▶ [Problem to solve] Your copy should hold exactly the lines from the one containing "Emit a component" to the one containing "number, number, number];", inclusive, with no pictures.

▼

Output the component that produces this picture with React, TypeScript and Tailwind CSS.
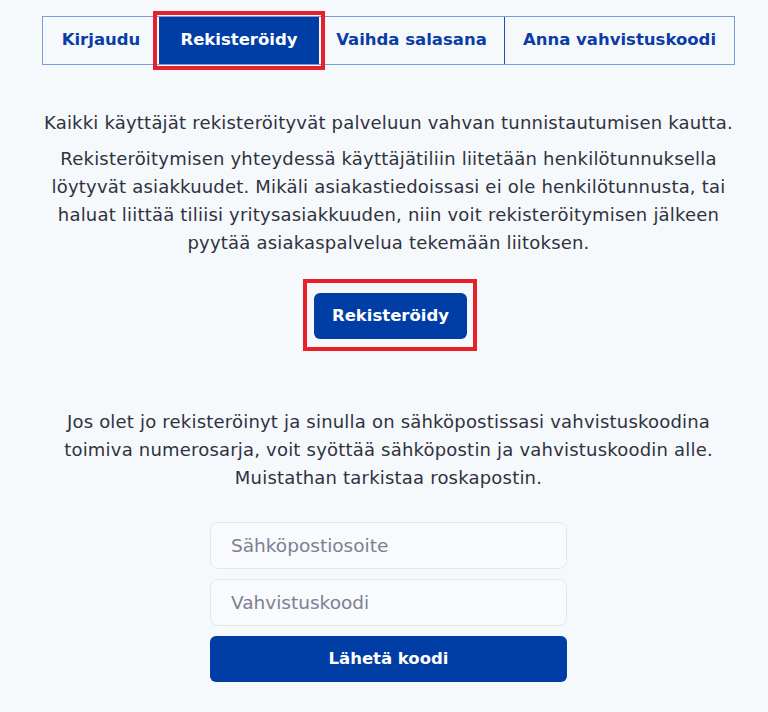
import React from "react";

const font = { fontFamily: '"DejaVu Sans", "Noto Sans", sans-serif' };

export default function App() {
  return (
    <div className="min-h-[712px] w-[768px] bg-[#f6f9fc] text-[#2f3240]" style={font}>
      <div className="flex flex-col items-center pl-[9px] pt-[16px]">
        <div className="flex h-[49px] w-[693px] border border-[#7d9ada]">
          <div className="flex w-[116px] items-center justify-center text-[16.5px] font-bold text-[#0b3da6]">
            Kirjaudu
          </div>
          <div className="flex w-[160px] items-center justify-center bg-[#003ea6] text-[16.5px] font-bold text-white outline-4 outline-offset-2 outline-[#e8202a]">
            Rekisteröidy
          </div>
          <div className="flex w-[186px] items-center justify-center border-r border-[#1f4fb8] text-[16.5px] font-bold text-[#0b3da6]">
            Vaihda salasana
          </div>
          <div className="flex flex-1 items-center justify-center text-[16.5px] font-bold text-[#0b3da6]">
            Anna vahvistuskoodi
          </div>
        </div>

        <p className="mt-[44px] text-center text-[18px] leading-[28px] tracking-[0.2px]">
          Kaikki käyttäjät rekisteröityvät palveluun vahvan tunnistautumisen kautta.
        </p>
        <p className="mt-[8px] text-center text-[18px] leading-[28px] tracking-[0.2px]">
          Rekisteröitymisen yhteydessä käyttäjätiliin liitetään henkilötunnuksella
          <br />
          löytyvät asiakkuudet. Mikäli asiakastiedoissasi ei ole henkilötunnusta, tai
          <br />
          haluat liittää tiliisi yritysasiakkuuden, niin voit rekisteröitymisen jälkeen
          <br />
          pyytää asiakaspalvelua tekemään liitoksen.
        </p>

        <div className="ml-[3px] mt-[22px] border-4 border-[#e8202a] pb-[8px] pl-[7px] pr-[6px] pt-[10px]">
          <button
            className="flex h-[46px] w-[153px] items-center justify-center rounded-[6px] bg-[#003ea6] text-[16.5px] font-bold text-white"
            style={font}
          >
            Rekisteröidy
          </button>
        </div>

        <p className="mt-[57px] text-center text-[18px] leading-[28px] tracking-[0.2px]">
          Jos olet jo rekisteröinyt ja sinulla on sähköpostissasi vahvistuskoodina
          <br />
          toimiva numerosarja, voit syöttää sähköpostin ja vahvistuskoodin alle.
          <br />
          Muistathan tarkistaa roskapostin.
        </p>

        <div className="mt-[30px] flex w-[357px] flex-col gap-[10px]">
          <input
            className="h-[47px] w-full rounded-[8px] border border-[#e4e8ee] bg-[#f8fafd] px-[20px] text-[18.5px] placeholder:text-[#7b8191] outline-none"
            style={font}
            placeholder="Sähköpostiosoite"
          />
          <input
            className="h-[47px] w-full rounded-[8px] border border-[#e4e8ee] bg-[#f8fafd] px-[20px] text-[18.5px] placeholder:text-[#7b8191] outline-none"
            style={font}
            placeholder="Vahvistuskoodi"
          />
          <button
            className="flex h-[46px] w-full items-center justify-center rounded-[6px] bg-[#003ea6] text-[16.5px] font-bold text-white"
            style={font}
          >
            Lähetä koodi
          </button>
        </div>
      </div>
    </div>
  );
}
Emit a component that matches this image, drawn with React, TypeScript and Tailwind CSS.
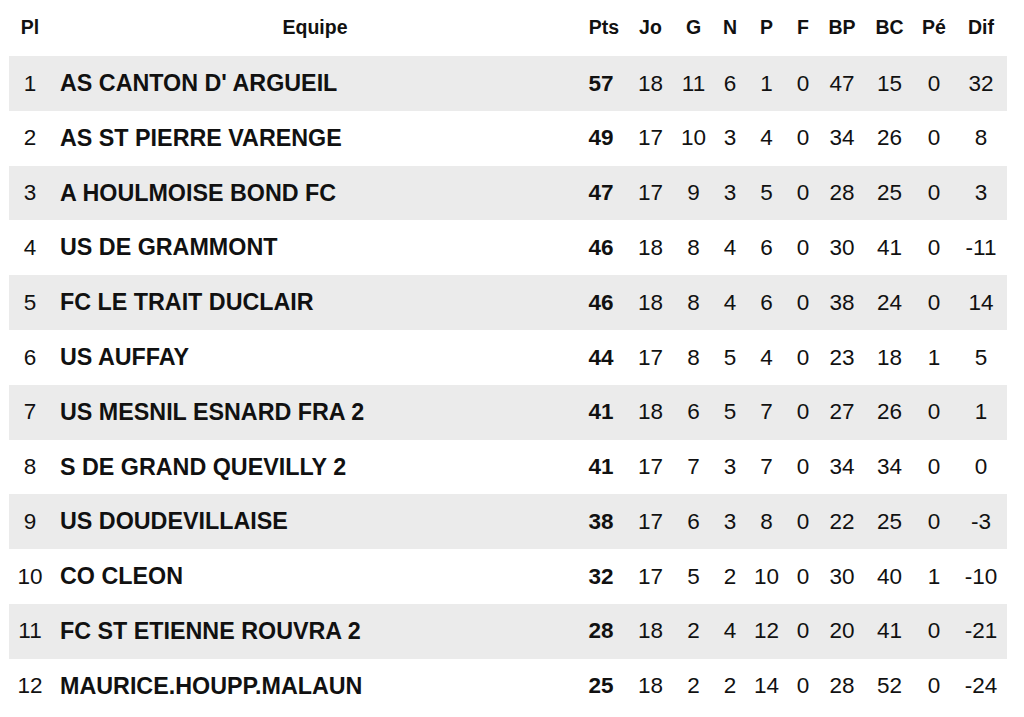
import React from "react";

type Row = [number, string, number, number, number, number, number, number, number, number, number, number];

const rows: Row[] = [
  [1, "AS CANTON D' ARGUEIL", 57, 18, 11, 6, 1, 0, 47, 15, 0, 32],
  [2, "AS ST PIERRE VARENGE", 49, 17, 10, 3, 4, 0, 34, 26, 0, 8],
  [3, "A HOULMOISE BOND FC", 47, 17, 9, 3, 5, 0, 28, 25, 0, 3],
  [4, "US DE GRAMMONT", 46, 18, 8, 4, 6, 0, 30, 41, 0, -11],
  [5, "FC LE TRAIT DUCLAIR", 46, 18, 8, 4, 6, 0, 38, 24, 0, 14],
  [6, "US AUFFAY", 44, 17, 8, 5, 4, 0, 23, 18, 1, 5],
  [7, "US MESNIL ESNARD FRA 2", 41, 18, 6, 5, 7, 0, 27, 26, 0, 1],
  [8, "S DE GRAND QUEVILLY 2", 41, 17, 7, 3, 7, 0, 34, 34, 0, 0],
  [9, "US DOUDEVILLAISE", 38, 17, 6, 3, 8, 0, 22, 25, 0, -3],
  [10, "CO CLEON", 32, 17, 5, 2, 10, 0, 30, 40, 1, -10],
  [11, "FC ST ETIENNE ROUVRA 2", 28, 18, 2, 4, 12, 0, 20, 41, 0, -21],
  [12, "MAURICE.HOUPP.MALAUN", 25, 18, 2, 2, 14, 0, 28, 52, 0, -24],
];

const cols = "grid w-[998px] grid-cols-[42px_528px_50px_43px_43px_30px_43px_30px_48px_47px_42px_52px]";
const headers = ["Pl", "Equipe", "Pts", "Jo", "G", "N", "P", "F", "BP", "BC", "Pé", "Dif"];

export default function App() {
  return (
    <div
      className="w-[1024px] h-[717px] bg-white text-[#111] overflow-hidden pl-[9px]"
      style={{ fontFamily: '"Liberation Sans", Arial, sans-serif' }}
    >
      <div className={`${cols} h-[56px] items-center text-[19.5px] font-bold`}>
        {headers.map((h) => (
          <div key={h} className="text-center">
            {h}
          </div>
        ))}
      </div>
      {rows.map((r, i) => (
        <div
          key={r[0]}
          className={`${cols} h-[54.8px] items-center text-[22.5px] ${i % 2 === 0 ? "bg-[#ebebeb]" : "bg-white"}`}
        >
          <div className="text-center">{r[0]}</div>
          <div className="pl-[9px] font-bold whitespace-nowrap text-[23.3px]">{r[1]}</div>
          <div className="text-center font-bold pr-[6px]">{r[2]}</div>
          {r.slice(3).map((v, j) => (
            <div key={j} className="text-center">
              {v}
            </div>
          ))}
        </div>
      ))}
    </div>
  );
}
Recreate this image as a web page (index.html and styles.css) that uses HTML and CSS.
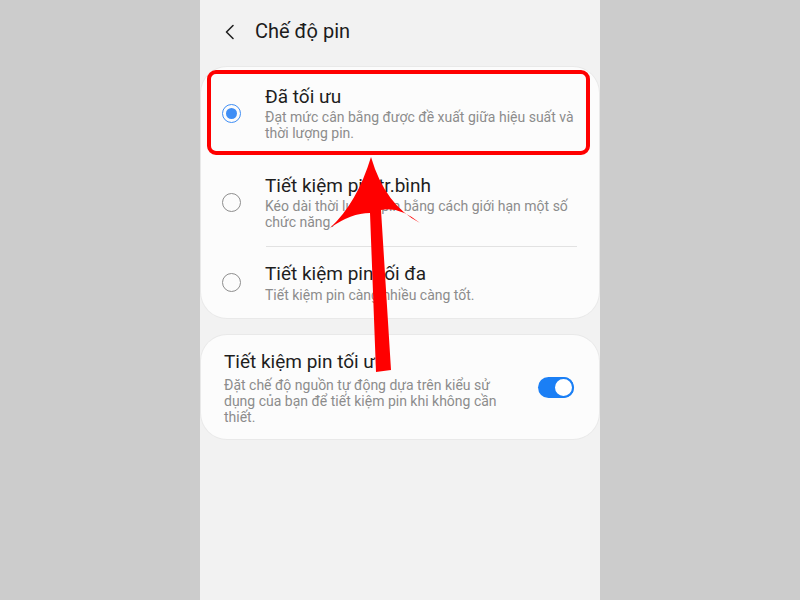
FILE: index.html
```html
<!DOCTYPE html>
<html lang="vi">
<head>
<meta charset="utf-8">
<title>Chế độ pin</title>
<link rel="stylesheet" href="styles.css">
</head>
<body>
<div class="screen">
  <div class="header">
    <svg class="back" width="12" height="16" viewBox="0 0 12 16"><path d="M9 1.5 L2.5 8 L9 14.5" fill="none" stroke="#222" stroke-width="1.6" stroke-linecap="round" stroke-linejoin="round"/></svg>
    <span class="htitle">Chế độ pin</span>
  </div>
  <div class="content">
    <div class="card card-modes">
      <div class="row row1">
        <span class="radio on"><span class="dot"></span></span>
        <div class="text">
          <div class="title">Đã tối ưu</div>
          <div class="sub">Đạt mức cân bằng được đề xuất giữa hiệu suất và thời lượng pin.</div>
        </div>
      </div>
      <div class="row row2">
        <span class="radio"></span>
        <div class="text">
          <div class="title">Tiết kiệm pin tr.bình</div>
          <div class="sub">Kéo dài thời lượng pin bằng cách giới hạn một số chức năng.</div>
        </div>
      </div>
      <div class="divider"></div>
      <div class="row row3">
        <span class="radio"></span>
        <div class="text">
          <div class="title">Tiết kiệm pin tối đa</div>
          <div class="sub sub3">Tiết kiệm pin càng nhiều càng tốt.</div>
        </div>
      </div>
    </div>
    <div class="card card-adaptive">
      <div class="text atext">
        <div class="title">Tiết kiệm pin tối ưu</div>
        <div class="sub asub">Đặt chế độ nguồn tự động dựa trên kiểu sử dụng của bạn để tiết kiệm pin khi không cần thiết.</div>
      </div>
      <span class="toggle"><span class="thumb"></span></span>
    </div>
  </div>
  <div class="highlight"></div>
  <svg class="arrow" width="400" height="600" viewBox="0 0 400 600">
    <path d="M171 157 Q185 205 220 223 Q199 206 181 210 L191 370 L176 372 L170 213 Q151 213 130 228 Q157 203 171 157 Z" fill="#ff0000"/>
  </svg>
</div>
</body>
</html>
```

FILE: styles.css
```css
html, body {
  margin: 0;
  padding: 0;
}
body {
  background: #cccccc;
  overflow: hidden;
  font-family: Roboto, "Noto Sans", "DejaVu Sans", sans-serif;
}
.screen {
  position: relative;
  width: 400px;
  height: 600px;
  margin: 0 auto;
  background: #f2f2f2;
}
.header {
  height: 62px;
  display: flex;
  align-items: center;
  padding-left: 24px;
  box-sizing: border-box;
}
.back {
  display: block;
  margin-top: 1px;
}
.htitle {
  margin-left: 19px;
  font-size: 20px;
  color: #1c1c1c;
}
.content {
  padding: 5px 1px 0 1px;
  display: flex;
  flex-direction: column;
  gap: 17px;
}
.card {
  background: #fcfcfc;
  border-radius: 26px;
  box-shadow: 0 0 0 1px #e9e9e9;
}
.row {
  display: flex;
  align-items: center;
  padding-left: 21px;
  padding-right: 18px;
}
.row1 { padding-top: 18px; padding-bottom: 15px; }
.row2 { padding-top: 18px; padding-bottom: 16px; }
.row3 { padding-top: 15px; padding-bottom: 15px; }
.radio {
  flex: none;
  width: 19px;
  height: 19px;
  box-sizing: border-box;
  border-radius: 50%;
  border: 1.5px solid #8e8e8e;
  display: flex;
  align-items: center;
  justify-content: center;
}
.radio.on {
  border: 1.8px solid #3f8ef5;
}
.dot {
  width: 11px;
  height: 11px;
  border-radius: 50%;
  background: #3f8ef5;
}
.text {
  margin-left: 24px;
  flex: 1;
}
.title {
  font-size: 19px;
  line-height: 24px;
  color: #1e1e1e;
}
.sub {
  font-size: 14px;
  line-height: 16px;
  color: #8c8c8c;
}
.sub3 { margin-top: 1px; }
.divider {
  height: 1px;
  background: #e2e2e2;
  margin: 0 22px 0 65px;
}
.card-adaptive {
  display: flex;
  align-items: center;
  padding: 15px 25px 14px 23px;
}
.atext {
  margin-left: 0;
}
.asub {
  margin-top: 3px;
  width: 285px;
}
.toggle {
  flex: none;
  width: 36px;
  height: 21px;
  border-radius: 11px;
  background: #1b7ff5;
  display: flex;
  justify-content: flex-end;
}
.thumb {
  width: 21px;
  height: 21px;
  box-sizing: border-box;
  border-radius: 50%;
  background: #ffffff;
  border: 2px solid #1b7ff5;
}
.highlight {
  position: absolute;
  left: 7px;
  top: 70px;
  width: 383px;
  height: 85px;
  box-sizing: border-box;
  border: 4px solid #ff0000;
  border-radius: 9px;
}
.arrow {
  position: absolute;
  left: 0;
  top: 0;
}
```
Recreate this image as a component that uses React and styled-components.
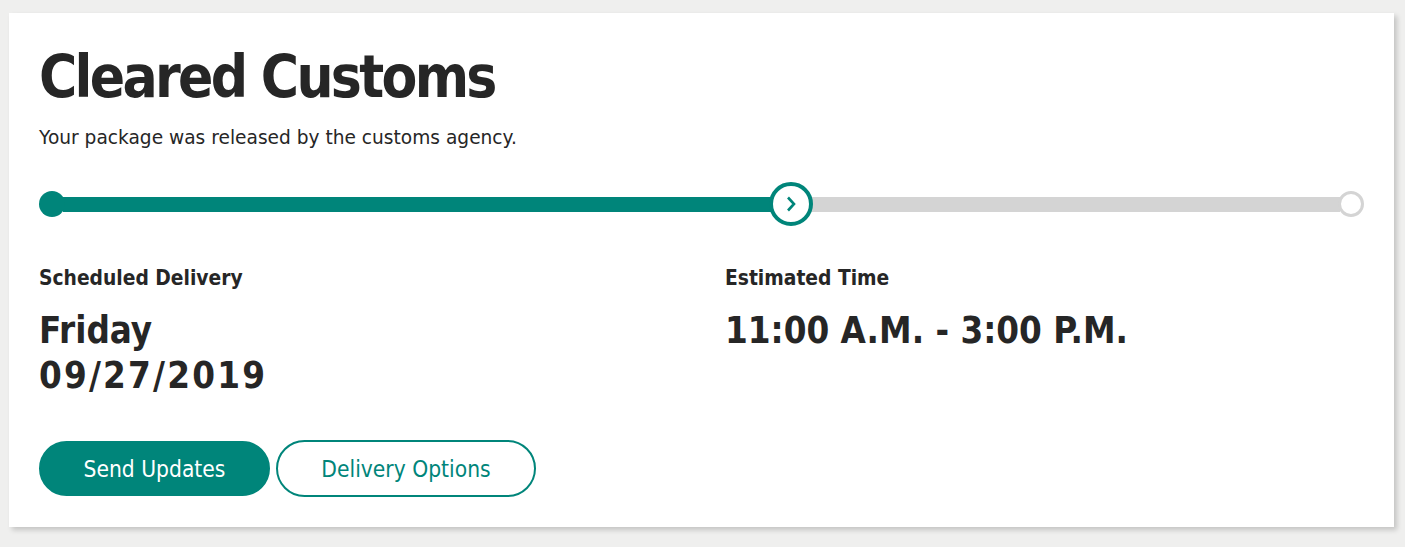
import styled, { createGlobalStyle } from "styled-components";

const teal = "#00857a";
const grey = "#d4d4d4";

const GlobalStyle = createGlobalStyle`
  body {
    margin: 0;
    background: #efefee;
    font-family: "DejaVu Sans Condensed", "DejaVu Sans", sans-serif;
    color: #262626;
  }
`;

const Page = styled.div`
  padding: 13px 11px 20px 9px;
`;

const Card = styled.div`
  background: #fff;
  box-shadow: 3px 3px 5px rgba(0, 0, 0, 0.18);
  padding: 32px 30px 30px 30px;
  height: 514px;
  box-sizing: border-box;
`;

const Title = styled.h1`
  margin: 0;
  font-size: 58px;
  font-weight: bold;
  line-height: 64px;
  letter-spacing: -2.7px;
`;

const Subtitle = styled.p`
  margin: 17px 0 0;
  font-family: "DejaVu Sans", sans-serif;
  font-size: 18.6px;
  line-height: 24px;
`;

const Track = styled.div`
  display: flex;
  align-items: center;
  margin-top: 31px;
  height: 46px;
`;

const Segment = styled.div`
  flex: ${({ $grow }) => $grow};
  height: 15px;
  background: ${({ $done }) => ($done ? teal : grey)};
  margin: 0 -2px;
`;

const Dot = styled.div`
  width: 26px;
  height: 26px;
  border-radius: 50%;
  box-sizing: border-box;
  flex-shrink: 0;
  position: relative;
  z-index: 1;
  background: ${({ $filled }) => ($filled ? teal : "#fff")};
  border: ${({ $filled }) => ($filled ? "none" : `3px solid ${grey}`)};
`;

const Current = styled.div`
  width: 44px;
  height: 44px;
  border-radius: 50%;
  border: 4px solid ${teal};
  background: #fff;
  box-sizing: border-box;
  flex-shrink: 0;
  display: flex;
  align-items: center;
  justify-content: center;
  position: relative;
  z-index: 1;
`;

const Info = styled.div`
  display: grid;
  grid-template-columns: 686px 1fr;
  margin-top: 38px;
`;

const Label = styled.div`
  font-size: 20.8px;
  font-weight: bold;
  line-height: 26px;
`;

const Value = styled.div`
  margin-top: 17px;
  font-size: 36.4px;
  font-weight: bold;
  line-height: 45px;
`;

const Digits = styled.span`
  letter-spacing: 2.2px;
`;

const Actions = styled.div`
  display: flex;
  gap: 6px;
  margin-top: 42px;
  align-items: center;
`;

const Button = styled.button`
  font-family: inherit;
  font-size: 22.6px;
  border-radius: 30px;
  cursor: pointer;
  box-sizing: border-box;
  border: 2px solid ${teal};
  background: ${({ $primary }) => ($primary ? teal : "#fff")};
  color: ${({ $primary }) => ($primary ? "#fff" : teal)};
  width: ${({ $w }) => $w}px;
  height: ${({ $h }) => $h}px;
`;

const App = () => {
  return (
    <Page>
      <GlobalStyle />
      <Card>
        <Title>Cleared Customs</Title>
        <Subtitle>Your package was released by the customs agency.</Subtitle>
        <Track>
          <Dot $filled />
          <Segment $done $grow={707} />
          <Current>
            <svg width="10" height="16" viewBox="0 0 10 16">
              <path d="M2 1.5 L8 8 L2 14.5" fill="none" stroke={teal} strokeWidth="2.6" />
            </svg>
          </Current>
          <Segment $grow={529} />
          <Dot />
        </Track>
        <Info>
          <div>
            <Label>Scheduled Delivery</Label>
            <Value>
              Friday
              <br />
              <Digits>09/27/2019</Digits>
            </Value>
          </div>
          <div>
            <Label>Estimated Time</Label>
            <Value>11:00 A.M. - 3:00 P.M.</Value>
          </div>
        </Info>
        <Actions>
          <Button $primary $w={231} $h={55}>
            Send Updates
          </Button>
          <Button $w={260} $h={57}>
            Delivery Options
          </Button>
        </Actions>
      </Card>
    </Page>
  );
};

export default App;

▲

▶ [In response]
Emit a component that matches this image, drawn with React, TypeScript and Tailwind CSS.
import React from "react";

type Row = [number, string, number, number, number, number, number, number, number, number, number, number];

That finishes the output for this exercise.